§ **Description of the task**: List each line in which the string "React" appears.

§ **Input rows**:
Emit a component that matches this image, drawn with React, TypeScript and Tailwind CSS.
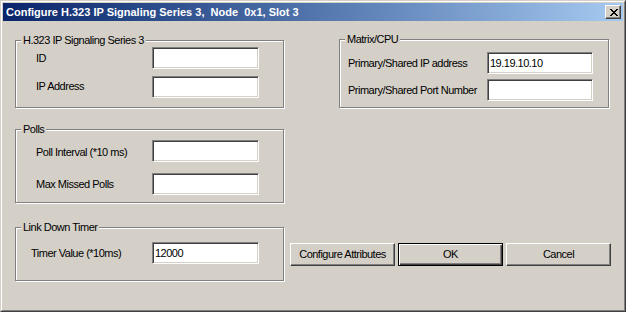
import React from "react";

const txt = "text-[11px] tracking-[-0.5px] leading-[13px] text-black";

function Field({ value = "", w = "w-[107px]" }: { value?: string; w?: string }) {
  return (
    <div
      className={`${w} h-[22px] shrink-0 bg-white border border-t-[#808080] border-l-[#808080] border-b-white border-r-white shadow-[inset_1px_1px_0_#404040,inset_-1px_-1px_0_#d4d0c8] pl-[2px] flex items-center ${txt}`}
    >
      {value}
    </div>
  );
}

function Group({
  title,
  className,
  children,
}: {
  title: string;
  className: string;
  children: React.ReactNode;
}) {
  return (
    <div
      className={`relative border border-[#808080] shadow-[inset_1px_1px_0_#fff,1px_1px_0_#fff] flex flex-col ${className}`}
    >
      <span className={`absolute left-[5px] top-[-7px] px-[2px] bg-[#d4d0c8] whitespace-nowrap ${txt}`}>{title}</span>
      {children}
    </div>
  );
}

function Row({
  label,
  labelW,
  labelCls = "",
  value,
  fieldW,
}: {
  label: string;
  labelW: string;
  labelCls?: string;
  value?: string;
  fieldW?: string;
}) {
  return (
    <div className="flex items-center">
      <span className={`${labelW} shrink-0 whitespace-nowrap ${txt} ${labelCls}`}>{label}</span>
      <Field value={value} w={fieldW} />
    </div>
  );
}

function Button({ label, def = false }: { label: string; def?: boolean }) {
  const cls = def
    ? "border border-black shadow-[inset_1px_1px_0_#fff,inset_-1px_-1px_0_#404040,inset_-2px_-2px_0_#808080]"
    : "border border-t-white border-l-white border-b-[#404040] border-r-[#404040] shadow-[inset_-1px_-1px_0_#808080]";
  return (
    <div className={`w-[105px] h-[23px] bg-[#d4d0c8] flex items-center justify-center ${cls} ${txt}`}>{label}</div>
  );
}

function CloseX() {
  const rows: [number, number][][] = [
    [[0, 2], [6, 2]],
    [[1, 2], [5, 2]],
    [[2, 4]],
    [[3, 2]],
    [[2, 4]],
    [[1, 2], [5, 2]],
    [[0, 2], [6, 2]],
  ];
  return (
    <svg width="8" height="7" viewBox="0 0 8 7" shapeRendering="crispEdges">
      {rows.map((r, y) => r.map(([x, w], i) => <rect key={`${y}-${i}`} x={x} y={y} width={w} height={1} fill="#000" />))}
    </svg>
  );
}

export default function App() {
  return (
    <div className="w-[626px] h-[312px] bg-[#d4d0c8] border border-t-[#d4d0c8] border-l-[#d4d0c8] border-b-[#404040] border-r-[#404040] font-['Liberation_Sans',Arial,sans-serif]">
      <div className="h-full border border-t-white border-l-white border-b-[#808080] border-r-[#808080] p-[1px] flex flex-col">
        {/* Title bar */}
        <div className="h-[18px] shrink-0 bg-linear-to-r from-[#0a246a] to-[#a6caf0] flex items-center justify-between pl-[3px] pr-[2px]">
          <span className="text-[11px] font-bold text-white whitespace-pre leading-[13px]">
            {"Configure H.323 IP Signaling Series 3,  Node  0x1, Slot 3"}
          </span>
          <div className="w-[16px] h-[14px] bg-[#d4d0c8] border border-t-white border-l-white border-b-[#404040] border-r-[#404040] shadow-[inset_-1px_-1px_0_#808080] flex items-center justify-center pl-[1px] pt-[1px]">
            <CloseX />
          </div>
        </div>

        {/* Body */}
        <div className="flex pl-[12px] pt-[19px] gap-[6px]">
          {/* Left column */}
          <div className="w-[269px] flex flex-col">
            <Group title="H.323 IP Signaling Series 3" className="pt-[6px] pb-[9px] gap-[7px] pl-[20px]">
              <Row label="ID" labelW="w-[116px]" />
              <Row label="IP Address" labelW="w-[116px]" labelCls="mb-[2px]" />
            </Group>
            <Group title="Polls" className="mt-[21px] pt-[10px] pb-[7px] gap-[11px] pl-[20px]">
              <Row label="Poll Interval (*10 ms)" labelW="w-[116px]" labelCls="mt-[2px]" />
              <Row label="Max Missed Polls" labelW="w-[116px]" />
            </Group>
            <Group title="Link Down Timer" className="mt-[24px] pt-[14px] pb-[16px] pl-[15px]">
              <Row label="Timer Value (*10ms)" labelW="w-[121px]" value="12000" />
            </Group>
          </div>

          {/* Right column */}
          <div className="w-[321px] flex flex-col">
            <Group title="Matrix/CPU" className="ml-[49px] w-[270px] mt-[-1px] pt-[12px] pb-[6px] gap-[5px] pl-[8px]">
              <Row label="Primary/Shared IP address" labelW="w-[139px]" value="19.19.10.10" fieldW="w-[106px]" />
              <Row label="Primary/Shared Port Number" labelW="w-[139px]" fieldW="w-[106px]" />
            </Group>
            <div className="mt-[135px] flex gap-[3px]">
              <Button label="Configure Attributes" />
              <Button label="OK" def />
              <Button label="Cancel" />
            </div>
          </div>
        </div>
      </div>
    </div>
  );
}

---

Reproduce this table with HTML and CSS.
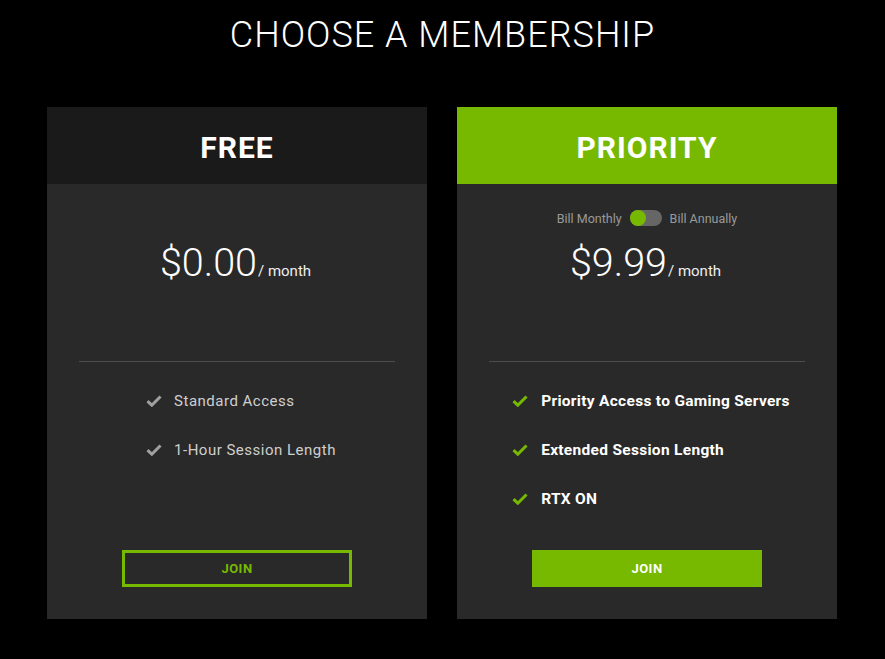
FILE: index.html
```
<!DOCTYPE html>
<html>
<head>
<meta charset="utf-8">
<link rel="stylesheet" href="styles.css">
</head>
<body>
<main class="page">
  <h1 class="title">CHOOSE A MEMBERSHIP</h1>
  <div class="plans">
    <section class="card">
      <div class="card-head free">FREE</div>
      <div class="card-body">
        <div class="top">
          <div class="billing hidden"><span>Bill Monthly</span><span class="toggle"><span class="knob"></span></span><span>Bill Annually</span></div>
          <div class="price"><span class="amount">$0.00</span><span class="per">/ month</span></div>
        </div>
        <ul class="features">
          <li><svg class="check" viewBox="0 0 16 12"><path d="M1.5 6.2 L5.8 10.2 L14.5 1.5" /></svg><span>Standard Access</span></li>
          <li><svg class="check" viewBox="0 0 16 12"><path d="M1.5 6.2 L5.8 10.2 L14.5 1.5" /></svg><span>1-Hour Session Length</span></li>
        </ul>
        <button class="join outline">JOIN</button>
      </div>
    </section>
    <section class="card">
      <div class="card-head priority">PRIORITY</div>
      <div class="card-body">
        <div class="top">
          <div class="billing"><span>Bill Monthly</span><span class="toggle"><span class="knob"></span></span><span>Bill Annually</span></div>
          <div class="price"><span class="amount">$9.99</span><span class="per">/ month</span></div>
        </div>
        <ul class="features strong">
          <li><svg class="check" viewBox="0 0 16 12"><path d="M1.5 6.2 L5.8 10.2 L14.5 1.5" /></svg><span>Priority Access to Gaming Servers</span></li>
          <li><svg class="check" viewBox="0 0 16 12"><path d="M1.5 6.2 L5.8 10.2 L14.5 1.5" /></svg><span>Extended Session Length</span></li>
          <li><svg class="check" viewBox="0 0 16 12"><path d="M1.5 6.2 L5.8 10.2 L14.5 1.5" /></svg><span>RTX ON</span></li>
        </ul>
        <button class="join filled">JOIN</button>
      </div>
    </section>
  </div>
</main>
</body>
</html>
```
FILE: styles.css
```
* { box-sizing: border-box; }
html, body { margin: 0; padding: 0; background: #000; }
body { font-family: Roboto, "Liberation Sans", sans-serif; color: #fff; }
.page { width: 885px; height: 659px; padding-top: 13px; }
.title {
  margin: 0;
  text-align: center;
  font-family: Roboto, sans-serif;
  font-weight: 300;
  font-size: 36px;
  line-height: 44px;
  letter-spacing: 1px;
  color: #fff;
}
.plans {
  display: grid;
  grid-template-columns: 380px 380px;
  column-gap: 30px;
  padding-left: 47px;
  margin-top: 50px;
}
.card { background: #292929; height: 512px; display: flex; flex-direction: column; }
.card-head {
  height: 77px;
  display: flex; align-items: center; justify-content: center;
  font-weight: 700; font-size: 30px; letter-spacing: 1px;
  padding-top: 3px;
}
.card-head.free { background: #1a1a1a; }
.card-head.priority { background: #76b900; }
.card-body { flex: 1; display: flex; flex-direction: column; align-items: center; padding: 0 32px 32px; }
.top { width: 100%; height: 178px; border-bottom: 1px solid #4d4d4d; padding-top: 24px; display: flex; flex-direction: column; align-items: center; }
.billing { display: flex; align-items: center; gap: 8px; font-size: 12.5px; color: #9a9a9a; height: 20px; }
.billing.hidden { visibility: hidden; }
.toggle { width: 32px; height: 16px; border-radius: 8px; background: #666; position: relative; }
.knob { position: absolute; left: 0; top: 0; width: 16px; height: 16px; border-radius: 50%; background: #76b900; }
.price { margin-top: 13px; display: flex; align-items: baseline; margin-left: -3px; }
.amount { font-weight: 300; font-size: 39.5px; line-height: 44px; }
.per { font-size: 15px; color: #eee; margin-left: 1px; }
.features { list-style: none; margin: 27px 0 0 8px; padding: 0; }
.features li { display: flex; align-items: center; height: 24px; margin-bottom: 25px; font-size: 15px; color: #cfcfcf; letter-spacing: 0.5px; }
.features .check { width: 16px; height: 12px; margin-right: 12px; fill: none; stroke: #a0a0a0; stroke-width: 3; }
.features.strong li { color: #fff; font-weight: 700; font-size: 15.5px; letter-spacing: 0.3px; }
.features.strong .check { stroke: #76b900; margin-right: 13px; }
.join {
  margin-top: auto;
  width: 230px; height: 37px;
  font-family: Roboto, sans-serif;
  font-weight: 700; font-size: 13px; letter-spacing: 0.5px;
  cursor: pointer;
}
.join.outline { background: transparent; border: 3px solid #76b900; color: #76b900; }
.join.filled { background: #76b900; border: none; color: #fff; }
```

§ **Solution for this task**:
Emit a component that matches this image, drawn with React, TypeScript and Tailwind CSS.
import React from "react";
  children: React.ReactNode;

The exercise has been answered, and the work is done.